Facebook's view count includes any videos watched for more than three seconds, while Snapchat counts a view the instant a user accesses the media.

Snapchat is an image- and video-based instant messaging app, allowing users to take pictures or record footage as brief "snaps" that can be sent to friends and disappear after being viewed. Users can also post snaps to an ongoing personal "Story," where others can see them as many times as they like for 24 hours. 

Snapchat has introduced a number of features since its inception as "Picaboo" in 2011, including chat functionality and a digital payment service, but its main draw is the ability to spontaneously create and share the multimedia content its users so ravenously consume.

"Conversations are not only including a photo or video, but are being started by them," SunTrust Robinson Humphrey analyst Robert Peck wrote in a recent report, according to Bloomberg. "People's behavior is changing so that photos are being used as speech instead of a repository for memories."

The app's continued popularity is fueled by its young audience: more than 60 percent of 13- to 34-year-olds in the United States with smartphones use Snapchat, the company reports. That same demographic makes up around 86 percent of the app's user base, with only 2 percent of Snapchatters above the age of 55.

And as of this spring, Snapchat has overtaken the multimedia platform Instagram as the social media network of choice among US teenagers, with Twitter and Facebook lagging behind by 10 percentage points each, respectively.

Snapchat's more youthful, tech-savvy audience latched onto the service thanks to its private, self-destructing messages, the growing ubiquity of camera-equipped smartphones on the market, and the opportunity to create personal media content in real time.

The software also grants users a visual connection to real-world experiences: many celebrities' and organizations' accounts can be followed by anyone, and private groups can post branded content on permanent channels in the app's Discover section for users to browse through.

Snapchat's video gain on Facebook amid an ongoing competition, as both companies make moves to get an edge on each other's specialties.

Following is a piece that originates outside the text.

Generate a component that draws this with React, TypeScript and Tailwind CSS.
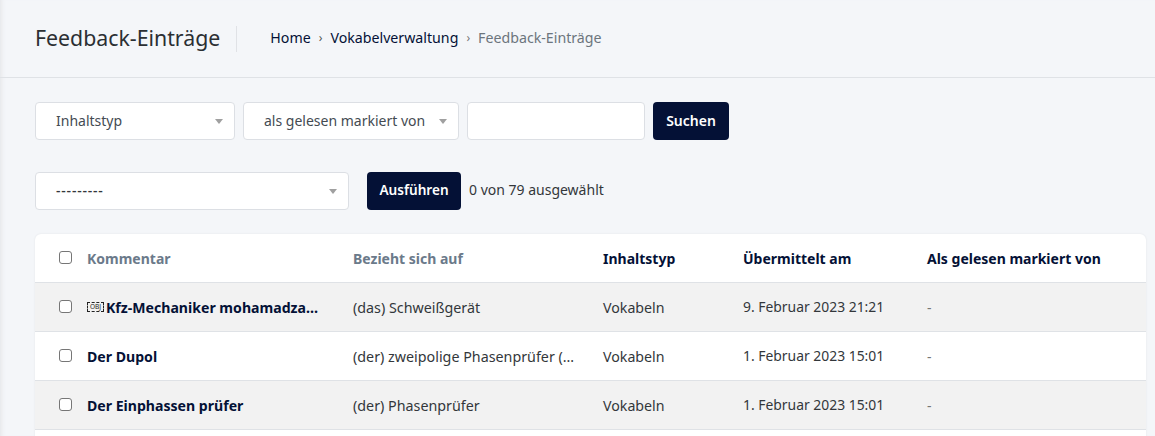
const rows = [
  { comment: 'Kfz-Mechaniker mohamadza…', obj: true, ref: '(das) Schweißgerät', type: 'Vokabeln', date: '9. Februar 2023 21:21', striped: true },
  { comment: 'Der Dupol', obj: false, ref: '(der) zweipolige Phasenprüfer (…', type: 'Vokabeln', date: '1. Februar 2023 15:01', striped: false },
  { comment: 'Der Einphassen prüfer', obj: false, ref: '(der) Phasenprüfer', type: 'Vokabeln', date: '1. Februar 2023 15:01', striped: true },
];

function Caret() {
  return <span className="h-0 w-0 border-x-[4px] border-t-[5px] border-x-transparent border-t-[#a0a0a0]" />;
}

function FakeSelect({ label, className }: { label: string; className: string }) {
  return (
    <div className={`flex h-[38px] items-center justify-between rounded border border-[#dcdfe4] bg-white pl-5 pr-[11px] text-[14px] text-[#444b52] ${className}`}>
      <span className="pb-px">{label}</span>
      <Caret />
    </div>
  );
}

function Check() {
  return <span className="block h-[13px] w-[13px] rounded-[3px] border border-[#767676] bg-white" />;
}

export default function App() {
  return (
    <div className="h-[436px] overflow-hidden bg-[#f4f6f9] font-['Noto_Sans',sans-serif] shadow-[inset_5px_0_5px_-4px_#e2e3e6]">
      <header className="flex h-[78px] items-center border-b border-[#dfe2e6] pl-[35px]">
        <h1 className="border-r border-[#e0e2e6] pr-4 text-[21.3px] leading-[26px] text-[#2b2f33]">
          <span className="relative -top-px">Feedback-Einträge</span>
        </h1>
        <nav className="ml-[33px] flex items-center pb-px text-[14.2px] text-[#041136]">
          <span>Home</span>
          <span className="mx-[8px] text-[12px] text-[#555]">›</span>
          <span>Vokabelverwaltung</span>
          <span className="mx-[8px] text-[12px] text-[#777]">›</span>
          <span className="text-[#6c757d]">Feedback-Einträge</span>
        </nav>
      </header>

      <div className="px-[35px] pt-6">
        <div className="flex gap-2">
          <FakeSelect label="Inhaltstyp" className="w-[200px]" />
          <FakeSelect label="als gelesen markiert von" className="w-[216px]" />
          <div className="h-[38px] w-[178px] rounded border border-[#dcdfe4] bg-white" />
          <button className="h-[38px] w-[76px] rounded bg-[#041136] pb-px text-[14px] font-semibold text-white">Suchen</button>
        </div>

        <div className="mt-8 flex items-center">
          <div className="flex h-[38px] w-[314px] items-center justify-between rounded border border-[#dcdfe4] bg-white pl-5 pr-[11px] text-[14px] font-medium tracking-[0.8px] text-[#33373b]">
            <span className="pb-px">---------</span>
            <Caret />
          </div>
          <button className="ml-[18px] h-[38px] w-[94px] rounded bg-[#041136] pb-px text-[13.6px] font-semibold text-white">Ausführen</button>
          <span className="ml-2 pb-[3px] text-[14px] text-[#33373b]">0 von 79 ausgewählt</span>
        </div>

        <div className="mt-6 w-[1111px] overflow-hidden rounded-md bg-white shadow-[0_0_2px_#dfe2e6]">
          <table className="w-full table-fixed border-collapse text-left text-[14px]">
            <colgroup>
              <col className="w-[52px]" />
              <col className="w-[266px]" />
              <col className="w-[250px]" />
              <col className="w-[140px]" />
              <col className="w-[184px]" />
              <col />
            </colgroup>
            <thead>
              <tr className="h-[48px] border-b border-[#dfe2e6] font-bold text-[#041136]">
                <th className="pl-6"><Check /></th>
                <th className="pt-[2px] text-[#6b7a8a]">Kommentar</th>
                <th className="pt-[2px] text-[#6b7a8a]">Bezieht sich auf</th>
                <th className="pt-[2px]">Inhaltstyp</th>
                <th className="pt-[2px]">Übermittelt am</th>
                <th className="pt-[2px]">Als gelesen markiert von</th>
              </tr>
            </thead>
            <tbody className="text-[#33373b]">
              {rows.map((row) => (
                <tr key={row.comment} className={`h-[49px] border-b border-[#dfe2e6] ${row.striped ? 'bg-[#f2f2f2]' : 'bg-white'}`}>
                  <td className="pl-6"><Check /></td>
                  <td className="pt-[2px] text-[14.1px] font-bold text-[#041136]">
                    <span className="flex items-center gap-[2px]">
                      {row.obj && (
                        <span className="w-[17px] border border-dashed border-[#222] text-center text-[6.5px] leading-[8px] font-normal text-[#222]">OBJ</span>
                      )}
                      {row.comment}
                    </span>
                  </td>
                  <td className="pt-[2px] text-[14.3px]">{row.ref}</td>
                  <td className="pt-[2px] text-[14.2px]">{row.type}</td>
                  <td className="pt-[2px] text-[13.9px]">{row.date}</td>
                  <td className="pt-[2px] text-[#777]">-</td>
                </tr>
              ))}
              <tr className="h-[49px]"><td colSpan={6} /></tr>
            </tbody>
          </table>
        </div>
      </div>
    </div>
  );
}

Facebook recently acquired Masquerade, famous for its "face swap" photo filter, in an apparent effort to challenge Snapchat's hold on video manipulation and filtering. Snapchat, meanwhile, recently updated its Chat component and spent $100 million on the Bitstrips emojis to beef up its messaging.

Snapchat's valuation has increased to between $10 and $20 billion over its nearly five-year run. The application is free on both the iOS App Store and Android's Google Play.